- Valbuena de la Encomienda Location within Province of León Valbuena de la Encomienda Location within Castile and León Valbuena de la Encomienda Location within Spain
- Coordinates: 42°37′13″N 6°9′1″W﻿ / ﻿42.62028°N 6.15028°W
- Country: Spain
- Autonomous community: Castile and León
- Province: Province of León
- Municipality: Villagatón
- Elevation: 1,012 m (3,320 ft)

Population
- • Total: 8

= Valbuena de la Encomienda =

Valbuena de la Encomienda is a locality and minor local entity located in the municipality of Villagatón, in León province, Castile and León, Spain.
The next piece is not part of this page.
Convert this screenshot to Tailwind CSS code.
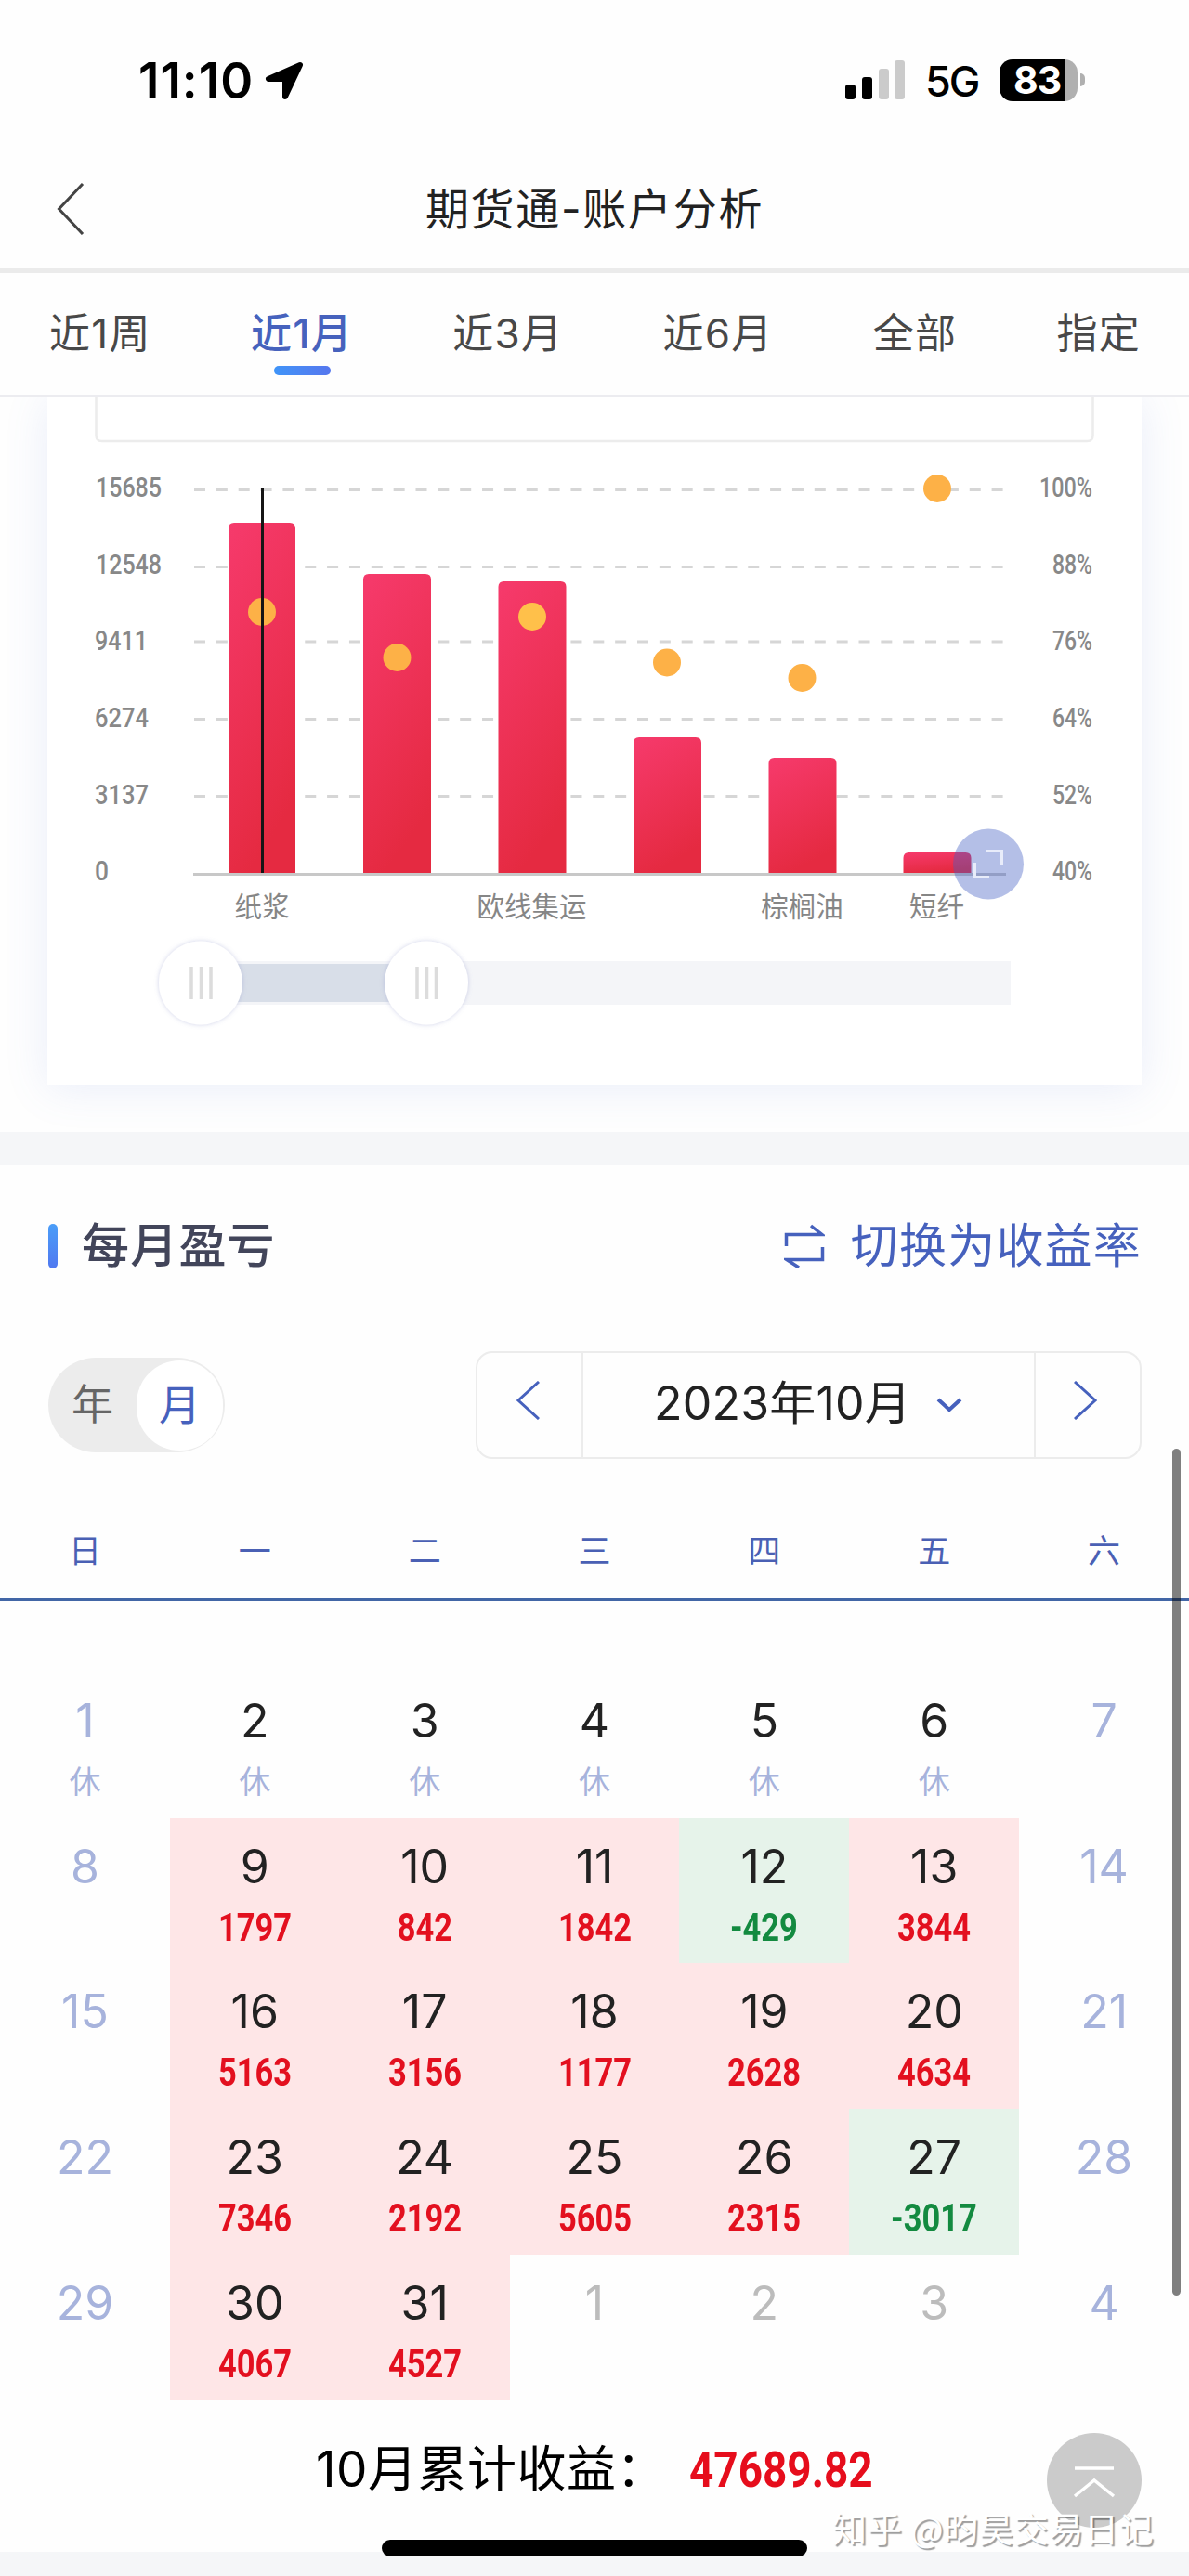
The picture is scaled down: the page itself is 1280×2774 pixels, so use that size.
<!DOCTYPE html>
<html lang="zh-CN">
<head>
    <meta charset="UTF-8">
    <meta name="viewport" content="width=device-width, initial-scale=1.0">
    <title>期货通-账户分析</title>
    <script src="https://cdn.jsdelivr.net/npm/@tailwindcss/browser@4"></script>
</head>
<body class="bg-white font-['Inter','Noto_Sans_CJK_SC',sans-serif] text-[#222]">
<div class="relative w-[1280px] h-[2774px] overflow-hidden bg-[#fefefe]">

    <!-- Status bar -->
    <div class="h-[160px] pt-[62px] pl-[149px] pr-[112px] flex items-start justify-between text-black">
        <div class="flex items-center h-[50px]">
            <span class="w-[136px] text-[53px] leading-[52px] font-semibold tracking-[1px]">11:10</span>
            <svg class="w-[43px] h-[42px]" viewBox="0 0 43 42" stroke="#000" stroke-width="6" stroke-linejoin="round"><path d="M38 4L4 19H22V38Z"/></svg>
        </div>
        <div class="flex items-center h-[48px]">
            <svg class="w-[66px] h-[44px]" viewBox="0 0 66 44">
                <rect x="1" y="27" width="11" height="16" rx="3"/>
                <rect x="19" y="19" width="11" height="24" rx="3"/>
                <rect x="37" y="10" width="11" height="33" rx="3" fill="#cbcbcb"/>
                <rect x="54" y="1" width="11" height="42" rx="3" fill="#cbcbcb"/>
            </svg>
            <span class="ml-[21px] w-[80px] text-[45px] leading-[48px] font-medium tracking-[-2px] pt-[4px]">5G</span>
            <div class="w-[84px] h-[45px] rounded-[14px] bg-linear-to-r from-black from-[83%] to-[#b0b0b0] to-[83%] pl-[15px]">
                <span class="block text-[41px] leading-[45px] font-bold text-white tracking-[-1px]">83</span>
            </div>
            <div class="ml-[3px] w-[5px] h-[14px] rounded-r-full bg-[#b0b0b0]"></div>
        </div>
    </div>

    <!-- Title bar -->
    <div class="h-[134px] border-b-[5px] border-[#ebebeb] grid grid-cols-[150px_1fr_150px] items-start">
        <svg class="ml-[60px] mt-[37px] w-[32px] h-[56px]" viewBox="0 0 32 56" fill="none" stroke="#444" stroke-width="3"><path d="M29 1 L3.500 28 L29 55"/></svg>
        <h1 class="mt-[35px] text-center text-[47px] leading-[60px] tracking-[1.700px]">期货通-账户分析</h1>
    </div>

    <!-- Period tabs -->
    <div class="h-[133px] border-b-2 border-[#ececf0] pt-[36px] pl-[53px] pr-[53px] flex justify-between text-[44px] leading-[58px] tracking-[1.300px] text-[#484848]">
        <span>近1周</span>
        <span class="relative font-medium text-[#4662bd]">近1月<i class="absolute left-[25px] top-[64px] w-[61px] h-[10px] rounded-full bg-linear-to-r from-[#3f94f8] to-[#5577ee]"></i></span>
        <span>近3月</span>
        <span>近6月</span>
        <span>全部</span>
        <span class="mr-[-1px]">指定</span>
    </div>

    <!-- Chart card -->
    <div class="h-[792px] px-[51px] overflow-hidden">
        <div class="w-[1178px] h-[741px] bg-white shadow-[0_4px_44px_rgba(90,120,220,0.13)]">
            <svg class="w-[1178px] h-[741px]" viewBox="51 427 1178 741">
                <defs>
                    <linearGradient id="bar" x1="0" y1="0" x2="0.300" y2="1"><stop offset="0" stop-color="#f63a6c"/><stop offset="1" stop-color="#e52a41"/></linearGradient>
                    <filter id="soft" x="-30%" y="-30%" width="160%" height="160%"><feDropShadow dx="0" dy="0" stdDeviation="2.500" flood-color="#8890c8" flood-opacity="0.400"/></filter>
                </defs>
                <path d="M103.500 420 V469 Q103.500 475 109.500 475 H1170.500 Q1176.500 475 1176.500 469 V420" fill="none" stroke="#ececec" stroke-width="2.500"/>
                <g stroke="#d6d6d6" stroke-width="3" stroke-dasharray="12 11.850">
                    <path d="M209 527.500H1080M209 610.500H1080M209 691H1080M209 774.500H1080M209 857.500H1080"/>
                </g>
                <path d="M208 941.500H1083" stroke="#c8c8c8" stroke-width="3"/>
                <g fill="url(#bar)">
                    <path d="M246 940V569q0-6 6-6h60q6 0 6 6V940z"/>
                    <path d="M391 940V624q0-6 6-6h61q6 0 6 6V940z"/>
                    <path d="M536.500 940V632q0-6 6-6h61q6 0 6 6V940z"/>
                    <path d="M682 940V800q0-6 6-6h61q6 0 6 6V940z"/>
                    <path d="M827.500 940V822q0-6 6-6h61q6 0 6 6V940z"/>
                    <path d="M972.500 940V924q0-6 6-6h61q6 0 6 6V940z"/>
                </g>
                <g fill="#fdb147">
                    <circle cx="282" cy="659" r="15"/><circle cx="427.500" cy="708" r="15"/><circle cx="573" cy="664" r="15" fill="#ffc04a"/>
                    <circle cx="718" cy="713.500" r="15"/><circle cx="863.500" cy="730" r="15"/><circle cx="1009" cy="526" r="15"/>
                </g>
                <path d="M282.500 526V940" stroke="#151515" stroke-width="3"/>
                <g fill="#888" font-family="Roboto" font-size="29.500" font-weight="500">
                    <text x="103" y="534.500" textLength="71" lengthAdjust="spacingAndGlyphs">15685</text>
                    <text x="103" y="617.500" textLength="71" lengthAdjust="spacingAndGlyphs">12548</text>
                    <text x="102" y="700" textLength="57" lengthAdjust="spacingAndGlyphs">9411</text>
                    <text x="102" y="782.500" textLength="58" lengthAdjust="spacingAndGlyphs">6274</text>
                    <text x="102" y="865.500" textLength="58" lengthAdjust="spacingAndGlyphs">3137</text>
                    <text x="102" y="948" textLength="15" lengthAdjust="spacingAndGlyphs">0</text>
                    <text x="1119" y="534.500" textLength="57" lengthAdjust="spacingAndGlyphs">100%</text>
                    <text x="1133" y="617.500" textLength="43" lengthAdjust="spacingAndGlyphs">88%</text>
                    <text x="1133" y="700" textLength="43" lengthAdjust="spacingAndGlyphs">76%</text>
                    <text x="1133" y="782.500" textLength="43" lengthAdjust="spacingAndGlyphs">64%</text>
                    <text x="1133" y="865.500" textLength="43" lengthAdjust="spacingAndGlyphs">52%</text>
                    <text x="1133" y="948" textLength="43" lengthAdjust="spacingAndGlyphs">40%</text>
                </g>
                <g fill="#868686" font-family="Noto Sans CJK SC" font-size="29.500" text-anchor="middle">
                    <text x="282" y="987">纸浆</text>
                    <text x="572.500" y="987">欧线集运</text>
                    <text x="863.500" y="987">棕榈油</text>
                    <text x="1008.500" y="987">短纤</text>
                </g>
                <!-- fullscreen button -->
                <circle cx="1064" cy="930.500" r="38" fill="#4460c4" fill-opacity="0.400"/>
                <path d="M1062 916.500H1078.500V932M1049.500 929V944.500H1065" fill="none" stroke="#e8ecfa" stroke-width="3"/>
                <!-- zoom slider -->
                <rect x="216" y="1035" width="872" height="47" fill="#f4f5f8"/>
                <rect x="216" y="1038" width="243" height="41" fill="#d8dee8"/>
                <g fill="#fff" filter="url(#soft)"><circle cx="216" cy="1058.500" r="45"/><circle cx="459" cy="1058.500" r="45"/></g>
                <path d="M206 1041V1076M216.500 1041V1076M227 1041V1076M449 1041V1076M459.500 1041V1076M469.500 1041V1076" stroke="#dcdcdc" stroke-width="3.500"/>
            </svg>
        </div>
    </div>
    <div class="h-[36px] bg-[#f5f6f8]"></div>

    <!-- Section heading -->
    <div class="h-[200px] pt-[52px] pl-[52px] pr-[53px] flex justify-between">
        <div class="flex h-[70px] items-center">
            <i class="w-[10px] h-[48px] rounded-full bg-linear-to-b from-[#4a9df8] to-[#5078f0]"></i>
            <h2 class="ml-[26px] text-[51px] leading-[68px] font-medium tracking-[1.200px] text-[#42455a]">每月盈亏</h2>
        </div>
        <div class="flex h-[70px] items-center text-[#4661bd]">
            <svg class="w-[44px] h-[48px] mr-[28px]" viewBox="0 0 44 48" fill="none" stroke="currentColor" stroke-width="3.500"><path d="M2.500 24V11.500H41L29 2M41.500 25V38.500H3L16 47"/></svg>
            <span class="text-[51px] leading-[68px] tracking-[1.200px] mr-[-2px]">切换为收益率</span>
        </div>
    </div>

    <!-- Year / month switch and month picker -->
    <div class="h-[170px] pl-[52px] pr-[51px] flex justify-between items-start">
        <div class="mt-[7px] w-[190px] h-[102px] rounded-full bg-[#ececec] flex items-center text-[45px]">
            <span class="w-[95px] text-center text-[#666]">年</span>
            <span class="w-[93px] h-[97px] leading-[97px] rounded-full bg-white text-center text-[#4661bd]">月</span>
        </div>
        <div class="w-[717px] h-[116px] border-2 border-[#ececec] rounded-[18px] flex text-[#4661bd]">
            <div class="w-[114px] border-r-2 border-[#ececec]">
                <svg class="ml-[41px] mt-[30px] w-[26px] h-[42px]" viewBox="0 0 26 42" fill="none" stroke="currentColor" stroke-width="3"><path d="M25 1L3 21L25 41"/></svg>
            </div>
            <div class="flex-1 flex items-center pl-[76px]">
                <span class="w-[304px] text-[50px] leading-[70px] text-[#222] tracking-[0.200px] pb-[4px]">2023年10月</span>
                <svg class="w-[28px] h-[16px]" viewBox="0 0 28 16" fill="none" stroke="currentColor" stroke-width="4"><path d="M2 2L14 13L26 2"/></svg>
            </div>
            <div class="w-[114px] border-l-2 border-[#ececec]">
                <svg class="ml-[41px] mt-[30px] w-[26px] h-[42px]" viewBox="0 0 26 42" fill="none" stroke="currentColor" stroke-width="3"><path d="M1 1L23 21L1 41"/></svg>
            </div>
        </div>
    </div>

    <!-- Calendar -->
    <div class="h-[99px] border-b-3 border-[#4266a6] grid grid-cols-7 text-center text-[35px] leading-[90px] text-[#4a60b4]">
        <span>日</span><span>一</span><span>二</span><span>三</span><span>四</span><span>五</span><span>六</span>
    </div>
    <div id="days" class="mt-[77px] grid grid-cols-7 auto-rows-[156.700px] text-center"></div>

    <!-- Monthly total -->
    <div class="h-[164px] pt-[37px] pl-[340px] flex items-start text-black">
        <span class="w-[402px] whitespace-nowrap text-[53px] leading-[76px] tracking-[0.500px]">10月累计收益：</span>
        <span class="origin-left scale-x-[0.850] font-['Roboto'] text-[54px] leading-[78px] font-bold text-[#e60d1c]">47689.82</span>
    </div>
    <div class="h-[40px] bg-[#f5f6f8]"></div>

    <!-- Overlays: scrollbar, home indicator, back to top, watermark -->
    <div class="absolute left-[1262px] top-[1560px] w-[9px] h-[912px] rounded-full bg-black/50"></div>
    <div class="absolute left-[411px] top-[2735px] w-[458px] h-[18px] rounded-full bg-black"></div>
    <svg class="absolute left-[1126px] top-[2619px] w-[104px] h-[104px]" viewBox="0 0 104 104" fill="none" stroke="#fff" stroke-width="3.500">
        <circle cx="52" cy="52" r="51" fill="#cbcbcb" stroke="none"/>
        <path d="M31 39H73M31 69L52 52L73 69"/>
    </svg>
    <div class="absolute left-[896px] top-[2695px] whitespace-nowrap text-[37px] leading-[54px] tracking-[0.700px] text-white font-['Noto_Sans_CJK_SC'] [text-shadow:2px_2px_1px_rgba(0,0,0,0.380)]">知乎 @昀昊交易日记</div>
</div>

<script>
    const values = {
        9: 1797, 10: 842, 11: 1842, 12: -429, 13: 3844,
        16: 5163, 17: 3156, 18: 1177, 19: 2628, 20: 4634,
        23: 7346, 24: 2192, 25: 5605, 26: 2315, 27: -3017,
        30: 4067, 31: 4527
    };
    const days = document.getElementById('days');
    let html = '';
    for (let i = 1; i <= 35; i++) {
        const day = i > 31 ? i - 31 : i;
        const weekend = i % 7 === 1 || i % 7 === 0;
        const value = values[i];
        const bg = value === undefined ? '' : value > 0 ? 'bg-[#fee6e7]' : 'bg-[#e6f3ea]';
        const color = weekend ? 'text-[#a7b3dc]' : i > 31 ? 'text-[#bcbcbc]' : 'text-[#222]';
        let note = '';
        if (value !== undefined) {
            note = `<div class="scale-x-[0.820] font-['Roboto'] font-bold text-[42px] leading-[50px] mt-[11px] ${value > 0 ? 'text-[#e3101f]' : 'text-[#138a40]'}">${value}</div>`;
        } else if (i <= 6) {
            note = '<div class="text-[34px] leading-[50px] mt-[11px] text-[#a7b3dc]">休</div>';
        }
        html += `<div class="pt-[22px] ${bg}"><div class="text-[50px] leading-[60px] ${color}">${day}</div>${note}</div>`;
    }
    days.innerHTML = html;
</script>
</body>
</html>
Its true full name is Valbuena de la Encomienda del Santo Hospital de San Juan de Jerusalem, which points to its origin as the domain of the Knights Hospitallers based a few kilometers away, in the Cueto de San Bartolo Monastery, in Villameca.

This village, currently made up of about a dozen inhabited houses, was in its time an important industrial hub, where the mills and ironworks of the region were concentrated, probably under the protection of the adjacent privileges of being a monastic domain.

Its territory has been exploited since immemorial time and there are still traces of iron, and even gold, mines. Its ferruginous, sulphurous and magnesium waters were also famous for being beneficial for a large number of conditions, which made the village be placed among the best known for this subject within the province of Leon.

Its small church, built by the military order, still preserves the old medieval flavor.

== Geography ==
Valbuena de la Encomienda is located 85 km west of León, Spain.